* [Provided data]
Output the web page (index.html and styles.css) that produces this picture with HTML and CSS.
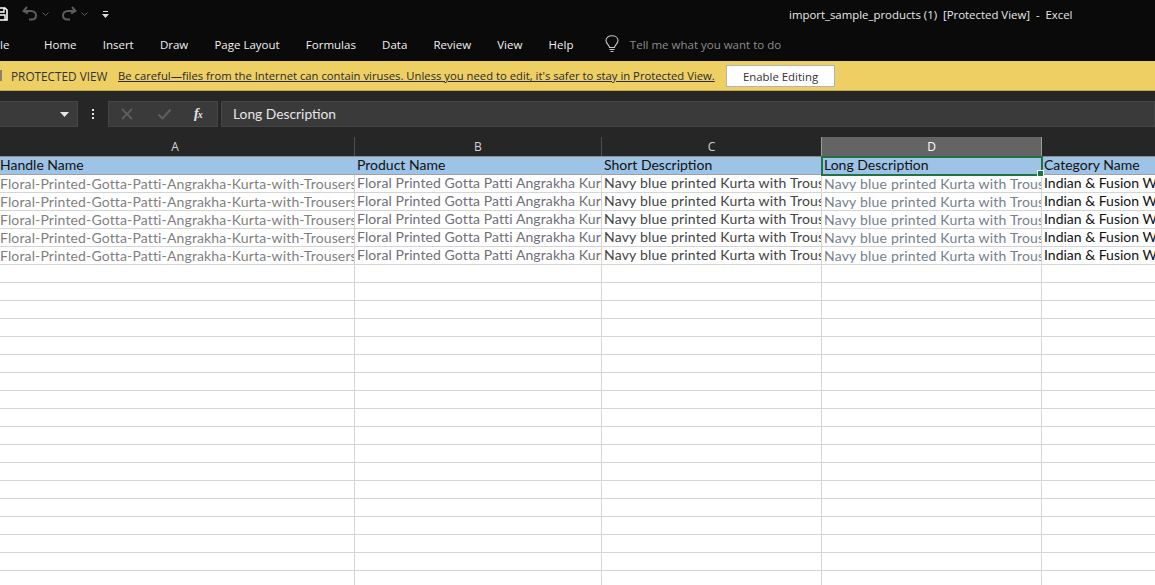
FILE: index.html
```html
<!DOCTYPE html>
<html lang="en">
<head>
    <meta charset="UTF-8">
    <title>import_sample_products (1) [Protected View] - Excel</title>
    <link rel="stylesheet" href="styles.css">
</head>
<body>
    <div class="titlebar">
        <div class="quick">
            <svg class="save-icon" width="8" height="14" viewBox="0 0 8 14"><path d="M-6 1H5L7 3V13H-6Z" fill="none" stroke="#fff" stroke-width="1.6"/><path d="M-3 1V5H4V1M-3 13V8H5V13" fill="none" stroke="#fff" stroke-width="1.4"/></svg>
            <svg class="undo" width="16" height="15" viewBox="0 0 16 15"><path d="M5 1L1.5 5L6 7.5M2 5H9C12 5 14 7 14 9.5C14 12 12 13.5 9.5 13.5H7" fill="none" stroke="#5c5c5c" stroke-width="2"/></svg>
            <svg class="caret" width="7" height="4" viewBox="0 0 7 4"><path d="M.5 .5L3.5 3.5L6.5 .5" fill="none" stroke="#5c5c5c"/></svg>
            <svg class="redo" width="16" height="15" viewBox="0 0 16 15"><path d="M11 1L14.500 5L10 7.500M14 5H7C4 5 2 7 2 9.500C2 12 4 13.500 6.500 13.500H9" fill="none" stroke="#5c5c5c" stroke-width="2"/></svg>
            <svg class="caret" width="7" height="4" viewBox="0 0 7 4"><path d="M.5 .5L3.5 3.500L6.500 .5" fill="none" stroke="#5c5c5c"/></svg>
            <svg class="customize" width="7" height="8" viewBox="0 0 7 8"><path d="M1 .5H6" stroke="#ddd"/><path d="M0 3H7L3.500 7Z" fill="#ddd"/></svg>
        </div>
        <div class="doc-title">import_sample_products (1)&nbsp; [Protected View]&nbsp; -&nbsp; Excel</div>
    </div>

    <div class="ribbon-tabs">
        <span class="tab file-tab">le</span>
        <span class="tab">Home</span>
        <span class="tab">Insert</span>
        <span class="tab">Draw</span>
        <span class="tab">Page Layout</span>
        <span class="tab">Formulas</span>
        <span class="tab">Data</span>
        <span class="tab">Review</span>
        <span class="tab">View</span>
        <span class="tab">Help</span>
        <svg class="bulb" width="14" height="18" viewBox="0 0 14 18"><path d="M4.500 12.500C4.500 10 1 9 1 5.500C1 2.800 3.500 .8 7 .8C10.500 .8 13 2.800 13 5.500C13 9 9.500 10 9.500 12.500Z" fill="none" stroke="#c8c8c8" stroke-width="1.100"/><path d="M4.500 14.500H9.500M5.500 16.500H8.500" stroke="#c8c8c8" stroke-width="1.100"/></svg>
        <span class="tell-me">Tell me what you want to do</span>
    </div>

    <div class="protected-bar">
        <span class="shield"></span>
        <span class="protected-label">PROTECTED VIEW</span>
        <a class="protected-link">Be careful—files from the Internet can contain viruses. Unless you need to edit, it's safer to stay in Protected View.</a>
        <button class="enable-btn">Enable Editing</button>
    </div>

    <div class="formula-bar">
        <div class="name-box"><svg width="9" height="5" viewBox="0 0 9 5"><path d="M0 0H9L4.500 5Z" fill="#e6e6e6"/></svg></div>
        <div class="grip"><i></i><i></i><i></i></div>
        <div class="fx-box">
            <svg width="14" height="14" viewBox="0 0 14 14"><path d="M2 2L12 12M12 2L2 12" stroke="#5e5e5e" stroke-width="1.800"/></svg>
            <svg width="15" height="14" viewBox="0 0 15 14"><path d="M1.500 7.500L5.500 11.500L13.500 2.500" fill="none" stroke="#5e5e5e" stroke-width="2.200"/></svg>
            <span class="fx">f<sub>x</sub></span>
        </div>
        <div class="formula-input">Long Description</div>
    </div>

    <div class="col-heads">
        <div class="col-head col-a">A</div>
        <div class="col-head col-b">B</div>
        <div class="col-head col-c">C</div>
        <div class="col-head col-d selected">D</div>
        <div class="col-head col-e"></div>
    </div>

    <table class="sheet">
        <colgroup>
            <col class="col-a"><col class="col-b"><col class="col-c"><col class="col-d"><col class="col-e">
        </colgroup>
        <tr class="head-row">
            <td>Handle Name</td><td>Product Name</td><td>Short Description</td><td class="active-cell">Long Description<span class="fill-handle"></span></td><td>Category Name</td>
        </tr>
        <tr class="data-row"><td class="handle">Floral-Printed-Gotta-Patti-Angrakha-Kurta-with-Trousers</td><td class="product">Floral Printed Gotta Patti Angrakha Kurta</td><td class="short">Navy blue printed Kurta with Trousers</td><td class="long">Navy blue printed Kurta with Trousers</td><td class="cat">Indian &amp; Fusion Wear</td></tr>
        <tr class="data-row"><td class="handle">Floral-Printed-Gotta-Patti-Angrakha-Kurta-with-Trousers</td><td class="product">Floral Printed Gotta Patti Angrakha Kurta</td><td class="short">Navy blue printed Kurta with Trousers</td><td class="long">Navy blue printed Kurta with Trousers</td><td class="cat">Indian &amp; Fusion Wear</td></tr>
        <tr class="data-row"><td class="handle">Floral-Printed-Gotta-Patti-Angrakha-Kurta-with-Trousers</td><td class="product">Floral Printed Gotta Patti Angrakha Kurta</td><td class="short">Navy blue printed Kurta with Trousers</td><td class="long">Navy blue printed Kurta with Trousers</td><td class="cat">Indian &amp; Fusion Wear</td></tr>
        <tr class="data-row"><td class="handle">Floral-Printed-Gotta-Patti-Angrakha-Kurta-with-Trousers</td><td class="product">Floral Printed Gotta Patti Angrakha Kurta</td><td class="short">Navy blue printed Kurta with Trousers</td><td class="long">Navy blue printed Kurta with Trousers</td><td class="cat">Indian &amp; Fusion Wear</td></tr>
        <tr class="data-row"><td class="handle">Floral-Printed-Gotta-Patti-Angrakha-Kurta-with-Trousers</td><td class="product">Floral Printed Gotta Patti Angrakha Kurta</td><td class="short">Navy blue printed Kurta with Trousers</td><td class="long">Navy blue printed Kurta with Trousers</td><td class="cat">Indian &amp; Fusion Wear</td></tr>
        <tr><td></td><td></td><td></td><td></td><td></td></tr>
        <tr><td></td><td></td><td></td><td></td><td></td></tr>
        <tr><td></td><td></td><td></td><td></td><td></td></tr>
        <tr><td></td><td></td><td></td><td></td><td></td></tr>
        <tr><td></td><td></td><td></td><td></td><td></td></tr>
        <tr><td></td><td></td><td></td><td></td><td></td></tr>
        <tr><td></td><td></td><td></td><td></td><td></td></tr>
        <tr><td></td><td></td><td></td><td></td><td></td></tr>
        <tr><td></td><td></td><td></td><td></td><td></td></tr>
        <tr><td></td><td></td><td></td><td></td><td></td></tr>
        <tr><td></td><td></td><td></td><td></td><td></td></tr>
        <tr><td></td><td></td><td></td><td></td><td></td></tr>
        <tr><td></td><td></td><td></td><td></td><td></td></tr>
        <tr><td></td><td></td><td></td><td></td><td></td></tr>
        <tr><td></td><td></td><td></td><td></td><td></td></tr>
        <tr><td></td><td></td><td></td><td></td><td></td></tr>
        <tr><td></td><td></td><td></td><td></td><td></td></tr>
        <tr><td></td><td></td><td></td><td></td><td></td></tr>
    </table>
</body>
</html>
```

FILE: styles.css
```css
html, body {
    margin: 0;
    height: 585px;
    overflow: hidden;
    background-color: #fff;
}
body {
    font-family: "Open Sans", "Noto Sans", sans-serif;
    font-size: 12px;
}
.titlebar {
    height: 28px;
    background-color: #0a0a0a;
    display: flex;
    align-items: center;
    color: #e8e8e8;
}
.quick {
    display: flex;
    align-items: center;
    width: 789px;
    height: 100%;
}
.undo { margin-left: 14px; margin-top: -2px; }
.redo { margin-left: 12px; margin-top: -2px; }
.caret { margin-left: 4px; }
.customize { margin-left: 14px; margin-top: 1px; }
.doc-title {
    font-size: 11.400px;
    white-space: nowrap;
}
.ribbon-tabs {
    height: 33px;
    background-color: #0a0a0a;
    display: flex;
    align-items: center;
    gap: 26.200px;
    color: #f0f0f0;
    white-space: nowrap;
    overflow: hidden;
}
.tab {
    font-size: 11.500px;
    margin-top: -1px;
}
.file-tab {
    width: 9px;
    margin-right: 8.800px;
}
.bulb {
    margin-left: 5px;
    margin-right: -15px;
    margin-top: -1px;
}
.tell-me {
    color: #8c8c8c;
    font-size: 11.500px;
    margin-top: -1px;
}
.protected-bar {
    height: 29px;
    background-color: #eecf63;
    border-bottom: 1px solid #c4a850;
    display: flex;
    align-items: center;
    white-space: nowrap;
    color: #333;
}
.shield {
    width: 2px;
    height: 11px;
    background-color: #8f8060;
    margin-right: 9px;
}
.protected-label {
    font-size: 11.800px;
    width: 107px;
}
.protected-link {
    font-size: 11.270px;
    width: 608px;
    text-decoration: underline;
    color: #2b2b2b;
}
.enable-btn {
    width: 109px;
    height: 22px;
    background-color: #fff;
    border: 1px solid #b3b3b3;
    font-family: inherit;
    font-size: 11.400px;
    color: #333;
    padding: 0;
    margin-top: 1px;
}
.formula-bar {
    height: 46px;
    background-color: #262626;
    box-sizing: border-box;
    padding-top: 10px;
    display: flex;
    align-items: flex-start;
}
.name-box {
    width: 78px;
    height: 26px;
    box-sizing: border-box;
    background-color: #3a3a3a;
    border: 1px solid #454545;
    border-left: none;
    display: flex;
    align-items: center;
    justify-content: flex-end;
    padding-right: 8px;
}
.grip {
    width: 30px;
    height: 26px;
    display: flex;
    flex-direction: column;
    align-items: center;
    justify-content: center;
    gap: 2px;
}
.grip i {
    width: 2px;
    height: 2px;
    background-color: #e6e6e6;
}
.fx-box {
    width: 110px;
    height: 26px;
    box-sizing: border-box;
    background-color: #3a3a3a;
    border: 1px solid #454545;
    display: flex;
    align-items: center;
    gap: 23px;
    padding-left: 11px;
}
.fx {
    font-family: "Liberation Serif", serif;
    font-style: italic;
    font-weight: bold;
    font-size: 14px;
    color: #e6e6e6;
    margin-left: -1px;
    line-height: 1;
}
.fx sub {
    font-size: 10px;
    vertical-align: baseline;
    margin-left: -1px;
}
.formula-input {
    flex: 1;
    height: 26px;
    margin-left: 3px;
    box-sizing: border-box;
    background-color: #3a3a3a;
    border: 1px solid #454545;
    color: #e6e6e6;
    font-family: Lato, sans-serif;
    font-size: 13.800px;
    line-height: 23px;
    padding-left: 11px;
}
.col-heads {
    height: 19px;
    background-color: #262626;
    display: flex;
    border-bottom: 1px solid #8c8c8c;
}
.col-head {
    box-sizing: border-box;
    border-right: 1px solid #4f4f4f;
    color: #d4d4d4;
    text-align: center;
    font-size: 12px;
    line-height: 20px;
}
.col-head.col-a {
    padding-right: 4px;
}
.col-head.selected {
    background-color: #646464;
    color: #fff;
    border-left: 1px solid #9c9c9c;
    border-right: 1px solid #9c9c9c;
    margin-left: -1px;
    width: 221px;
}
.col-a { width: 355px; }
.col-b { width: 247px; }
.col-c { width: 220px; }
.col-d { width: 220px; }
.col-e { width: 113px; border-right: none; }
.sheet {
    table-layout: fixed;
    border-collapse: separate;
    border-spacing: 0;
    width: 1155px;
    font-family: Lato, sans-serif;
    font-size: 14px;
    color: #000;
}
.sheet td {
    height: 16px;
    padding: 0 0 1px 2px;
    border-right: 1px solid #d4d4d4;
    border-bottom: 1px solid #d4d4d4;
    white-space: nowrap;
    overflow: hidden;
    line-height: 16px;
}
.sheet td:first-child {
    padding-left: 0;
}
.sheet td:last-child {
    border-right: none;
}
.head-row td {
    background-color: #9dc3e6;
    border-right-color: #9dc3e6;
    border-bottom-color: #a0a0a0;
    color: #111;
}
.sheet .active-cell {
    position: relative;
    overflow: visible;
    outline: 2px solid #217346;
    outline-offset: -1px;
}
.fill-handle {
    position: absolute;
    right: -3px;
    bottom: -3px;
    width: 5px;
    height: 5px;
    background-color: #217346;
    border: 1px solid #fff;
}
.sheet td.handle,
.sheet td.long {
    padding-top: 1px;
    padding-bottom: 0;
}
.handle { color: #7f7f7f; letter-spacing: .14px; }
.product { color: #6f6f78; letter-spacing: .1px; }
.short { color: #444; letter-spacing: .2px; }
.long { color: #76808c; letter-spacing: .2px; }
.cat { color: #111; }
```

* [Request]
Report only how many lines in the listing contain the string "index".

* [The reply]
2